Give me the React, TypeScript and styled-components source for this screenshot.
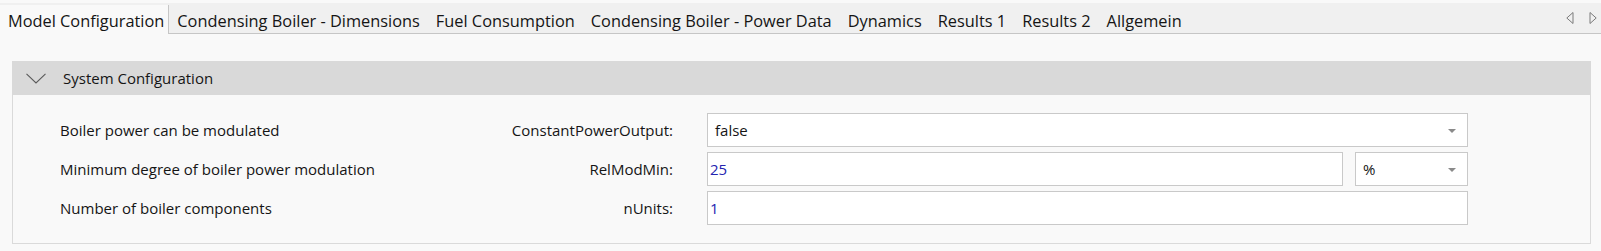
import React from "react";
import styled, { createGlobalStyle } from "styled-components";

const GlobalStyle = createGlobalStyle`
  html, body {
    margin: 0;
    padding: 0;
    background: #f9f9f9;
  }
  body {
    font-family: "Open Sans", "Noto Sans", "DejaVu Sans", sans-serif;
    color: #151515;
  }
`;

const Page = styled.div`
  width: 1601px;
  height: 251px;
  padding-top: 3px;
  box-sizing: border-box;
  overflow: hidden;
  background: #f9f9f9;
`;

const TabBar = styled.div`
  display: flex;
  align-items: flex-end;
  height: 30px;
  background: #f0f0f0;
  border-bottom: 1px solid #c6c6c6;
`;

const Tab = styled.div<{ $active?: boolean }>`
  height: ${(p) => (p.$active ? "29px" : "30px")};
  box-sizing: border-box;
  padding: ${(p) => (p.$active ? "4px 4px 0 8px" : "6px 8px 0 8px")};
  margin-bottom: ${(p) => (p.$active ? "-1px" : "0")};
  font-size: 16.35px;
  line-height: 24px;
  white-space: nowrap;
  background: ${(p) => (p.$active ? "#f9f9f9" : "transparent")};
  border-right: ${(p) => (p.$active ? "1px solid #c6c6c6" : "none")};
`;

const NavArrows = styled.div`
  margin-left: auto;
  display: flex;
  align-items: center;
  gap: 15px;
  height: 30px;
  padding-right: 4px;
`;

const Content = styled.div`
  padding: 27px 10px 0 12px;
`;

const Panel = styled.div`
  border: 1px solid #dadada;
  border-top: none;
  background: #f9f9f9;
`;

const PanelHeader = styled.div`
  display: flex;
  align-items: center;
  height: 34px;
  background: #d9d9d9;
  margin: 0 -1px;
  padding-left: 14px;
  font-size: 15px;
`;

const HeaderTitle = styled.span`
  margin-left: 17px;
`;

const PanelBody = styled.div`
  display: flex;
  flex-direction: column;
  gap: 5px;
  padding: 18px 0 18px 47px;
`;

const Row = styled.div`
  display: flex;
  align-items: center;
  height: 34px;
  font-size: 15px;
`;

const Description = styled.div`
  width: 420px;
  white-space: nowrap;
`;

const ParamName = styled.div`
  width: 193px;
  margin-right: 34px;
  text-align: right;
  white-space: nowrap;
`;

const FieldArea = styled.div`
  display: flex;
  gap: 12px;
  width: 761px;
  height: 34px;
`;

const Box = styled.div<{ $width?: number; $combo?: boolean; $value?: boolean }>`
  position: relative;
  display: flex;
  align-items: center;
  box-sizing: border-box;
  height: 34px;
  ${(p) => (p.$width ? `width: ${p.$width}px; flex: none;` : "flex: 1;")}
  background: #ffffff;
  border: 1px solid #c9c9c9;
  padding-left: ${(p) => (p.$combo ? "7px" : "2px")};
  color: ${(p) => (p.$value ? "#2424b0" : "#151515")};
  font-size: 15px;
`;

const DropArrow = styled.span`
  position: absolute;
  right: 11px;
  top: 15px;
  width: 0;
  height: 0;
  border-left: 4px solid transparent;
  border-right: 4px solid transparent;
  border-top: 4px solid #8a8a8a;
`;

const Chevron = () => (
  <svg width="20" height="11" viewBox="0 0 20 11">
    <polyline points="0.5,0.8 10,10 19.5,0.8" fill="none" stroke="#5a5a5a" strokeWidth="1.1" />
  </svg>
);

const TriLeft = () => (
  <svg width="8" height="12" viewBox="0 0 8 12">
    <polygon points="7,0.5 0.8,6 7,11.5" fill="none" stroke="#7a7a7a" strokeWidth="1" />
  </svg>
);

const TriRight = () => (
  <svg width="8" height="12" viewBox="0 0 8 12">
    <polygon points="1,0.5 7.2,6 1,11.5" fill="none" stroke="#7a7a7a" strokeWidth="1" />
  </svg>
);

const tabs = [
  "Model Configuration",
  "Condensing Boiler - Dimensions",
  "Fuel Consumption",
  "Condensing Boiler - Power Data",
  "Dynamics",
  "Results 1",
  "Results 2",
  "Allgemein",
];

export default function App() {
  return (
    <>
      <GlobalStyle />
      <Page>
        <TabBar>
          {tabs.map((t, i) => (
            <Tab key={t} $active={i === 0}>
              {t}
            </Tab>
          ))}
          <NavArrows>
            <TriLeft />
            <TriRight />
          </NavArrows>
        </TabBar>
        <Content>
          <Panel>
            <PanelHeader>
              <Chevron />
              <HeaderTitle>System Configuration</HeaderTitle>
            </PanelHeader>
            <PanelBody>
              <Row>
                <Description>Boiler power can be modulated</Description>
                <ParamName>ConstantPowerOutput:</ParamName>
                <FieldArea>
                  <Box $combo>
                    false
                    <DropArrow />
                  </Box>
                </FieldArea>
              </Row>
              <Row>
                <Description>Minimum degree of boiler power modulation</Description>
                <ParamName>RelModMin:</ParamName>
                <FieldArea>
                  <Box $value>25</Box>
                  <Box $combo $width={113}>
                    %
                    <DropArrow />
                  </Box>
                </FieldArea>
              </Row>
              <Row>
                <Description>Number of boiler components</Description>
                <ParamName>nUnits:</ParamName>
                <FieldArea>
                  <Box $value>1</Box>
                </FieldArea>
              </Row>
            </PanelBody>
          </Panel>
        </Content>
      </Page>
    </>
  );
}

※ ※ ※

Exercise aim: Copy out each line in the listing that has the word "React".

Written reply:
Give me the React, TypeScript and styled-components source for this screenshot.
import React from "react";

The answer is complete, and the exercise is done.